Dataset section

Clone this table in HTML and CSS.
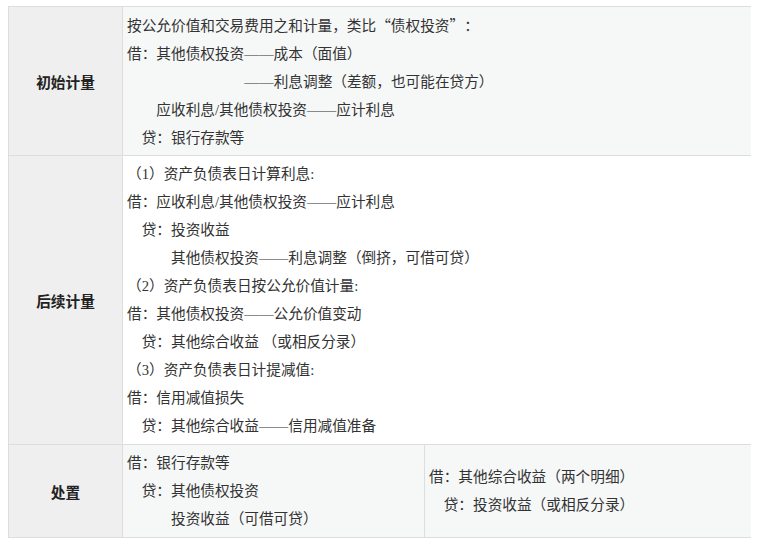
FILE: index.html
```html
<!DOCTYPE html>
<html lang="zh-CN">
<head>
<meta charset="utf-8">
<title>其他债权投资</title>
<link rel="stylesheet" href="styles.css">
</head>
<body>
<table class="sheet">
  <colgroup>
    <col class="c-label">
    <col class="c-left">
    <col class="c-right">
  </colgroup>
  <tbody>
    <tr class="tinted first">
      <th class="label">初始计量</th>
      <td class="body" colspan="2">
        <div class="ln">按公允价值和交易费用之和计量，类比<span class="fw">“</span>债权投资<span class="fw">”</span>：</div>
        <div class="ln">借：其他债权投资——成本（面值）</div>
        <div class="ln i8">——利息调整（差额，也可能在贷方）</div>
        <div class="ln i2">应收利息/其他债权投资——应计利息</div>
        <div class="ln i1">贷：银行存款等</div>
      </td>
    </tr>
    <tr class="plain">
      <th class="label">后续计量</th>
      <td class="body" colspan="2">
        <div class="ln">（1）资产负债表日计算利息:</div>
        <div class="ln">借：应收利息/其他债权投资——应计利息</div>
        <div class="ln i1">贷：投资收益</div>
        <div class="ln i3">其他债权投资——利息调整（倒挤，可借可贷）</div>
        <div class="ln">（2）资产负债表日按公允价值计量:</div>
        <div class="ln">借：其他债权投资——公允价值变动</div>
        <div class="ln i1">贷：其他综合收益 （或相反分录）</div>
        <div class="ln">（3）资产负债表日计提减值:</div>
        <div class="ln">借：信用减值损失</div>
        <div class="ln i1">贷：其他综合收益——信用减值准备</div>
      </td>
    </tr>
    <tr class="tinted">
      <th class="label">处置</th>
      <td class="body">
        <div class="ln">借：银行存款等</div>
        <div class="ln i1">贷：其他债权投资</div>
        <div class="ln i3">投资收益（可借可贷）</div>
      </td>
      <td class="body">
        <div class="ln">借：其他综合收益（两个明细）</div>
        <div class="ln i1">贷：投资收益（或相反分录）</div>
      </td>
    </tr>
  </tbody>
</table>
</body>
</html>
```
FILE: styles.css
```css
html, body {
  background: #ffffff;
}
body {
  margin: 6px 8px;
  font-family: "Liberation Serif", "Noto Sans CJK SC", serif;
  font-size: 14.67px;
  color: #333333;
  text-spacing-trim: space-all;
}
.sheet {
  width: 744px;
  border-collapse: collapse;
  table-layout: fixed;
}
.c-label { width: 114px; }
.c-left { width: 302px; }
.c-right { width: 328px; }
.sheet th,
.sheet td {
  border: 1px solid #dddddd;
  vertical-align: middle;
}
.label {
  background: #efefef;
  font-family: "Noto Sans CJK SC", sans-serif;
  font-weight: 700;
  font-size: 14.67px;
  color: #222222;
  text-align: center;
  padding: 0;
}
.body {
  padding: 4px;
  text-align: left;
}
.first .body { padding-bottom: 3px; }
.tinted .body { background: #f6f8f8; }
.plain .body { background: #ffffff; }
.ln {
  line-height: 28px;
  white-space: nowrap;
}
.fw {
  font-family: "Noto Sans CJK SC", sans-serif;
  font-feature-settings: "fwid" 1;
}
.i1 { padding-left: 1em; }
.i2 { padding-left: 2em; }
.i3 { padding-left: 3em; }
.i8 { padding-left: 8em; }
```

The task
Output the data exactly. Pictures don't belong in the result.

Exercise output
Clone this table in HTML and CSS.
FILE: index.html
```html
<!DOCTYPE html>
<html lang="zh-CN">
<head>
<meta charset="utf-8">
<title>其他债权投资</title>
<link rel="stylesheet" href="styles.css">
</head>
<body>
<table class="sheet">
  <colgroup>
    <col class="c-label">
    <col class="c-left">
    <col class="c-right">
  </colgroup>
  <tbody>
    <tr class="tinted first">
      <th class="label">初始计量</th>
      <td class="body" colspan="2">
        <div class="ln">按公允价值和交易费用之和计量，类比<span class="fw">“</span>债权投资<span class="fw">”</span>：</div>
        <div class="ln">借：其他债权投资——成本（面值）</div>
        <div class="ln i8">——利息调整（差额，也可能在贷方）</div>
        <div class="ln i2">应收利息/其他债权投资——应计利息</div>
        <div class="ln i1">贷：银行存款等</div>
      </td>
    </tr>
    <tr class="plain">
      <th class="label">后续计量</th>
      <td class="body" colspan="2">
        <div class="ln">（1）资产负债表日计算利息:</div>
        <div class="ln">借：应收利息/其他债权投资——应计利息</div>
        <div class="ln i1">贷：投资收益</div>
        <div class="ln i3">其他债权投资——利息调整（倒挤，可借可贷）</div>
        <div class="ln">（2）资产负债表日按公允价值计量:</div>
        <div class="ln">借：其他债权投资——公允价值变动</div>
        <div class="ln i1">贷：其他综合收益 （或相反分录）</div>
        <div class="ln">（3）资产负债表日计提减值:</div>
        <div class="ln">借：信用减值损失</div>
        <div class="ln i1">贷：其他综合收益——信用减值准备</div>
      </td>
    </tr>
    <tr class="tinted">
      <th class="label">处置</th>
      <td class="body">
        <div class="ln">借：银行存款等</div>
        <div class="ln i1">贷：其他债权投资</div>
        <div class="ln i3">投资收益（可借可贷）</div>
      </td>
      <td class="body">
        <div class="ln">借：其他综合收益（两个明细）</div>
        <div class="ln i1">贷：投资收益（或相反分录）</div>
      </td>
    </tr>
  </tbody>
</table>
</body>
</html>
```
FILE: styles.css
```css
html, body {
  background: #ffffff;
}
body {
  margin: 6px 8px;
  font-family: "Liberation Serif", "Noto Sans CJK SC", serif;
  font-size: 14.67px;
  color: #333333;
  text-spacing-trim: space-all;
}
.sheet {
  width: 744px;
  border-collapse: collapse;
  table-layout: fixed;
}
.c-label { width: 114px; }
.c-left { width: 302px; }
.c-right { width: 328px; }
.sheet th,
.sheet td {
  border: 1px solid #dddddd;
  vertical-align: middle;
}
.label {
  background: #efefef;
  font-family: "Noto Sans CJK SC", sans-serif;
  font-weight: 700;
  font-size: 14.67px;
  color: #222222;
  text-align: center;
  padding: 0;
}
.body {
  padding: 4px;
  text-align: left;
}
.first .body { padding-bottom: 3px; }
.tinted .body { background: #f6f8f8; }
.plain .body { background: #ffffff; }
.ln {
  line-height: 28px;
  white-space: nowrap;
}
.fw {
  font-family: "Noto Sans CJK SC", sans-serif;
  font-feature-settings: "fwid" 1;
}
.i1 { padding-left: 1em; }
.i2 { padding-left: 2em; }
.i3 { padding-left: 3em; }
.i8 { padding-left: 8em; }
```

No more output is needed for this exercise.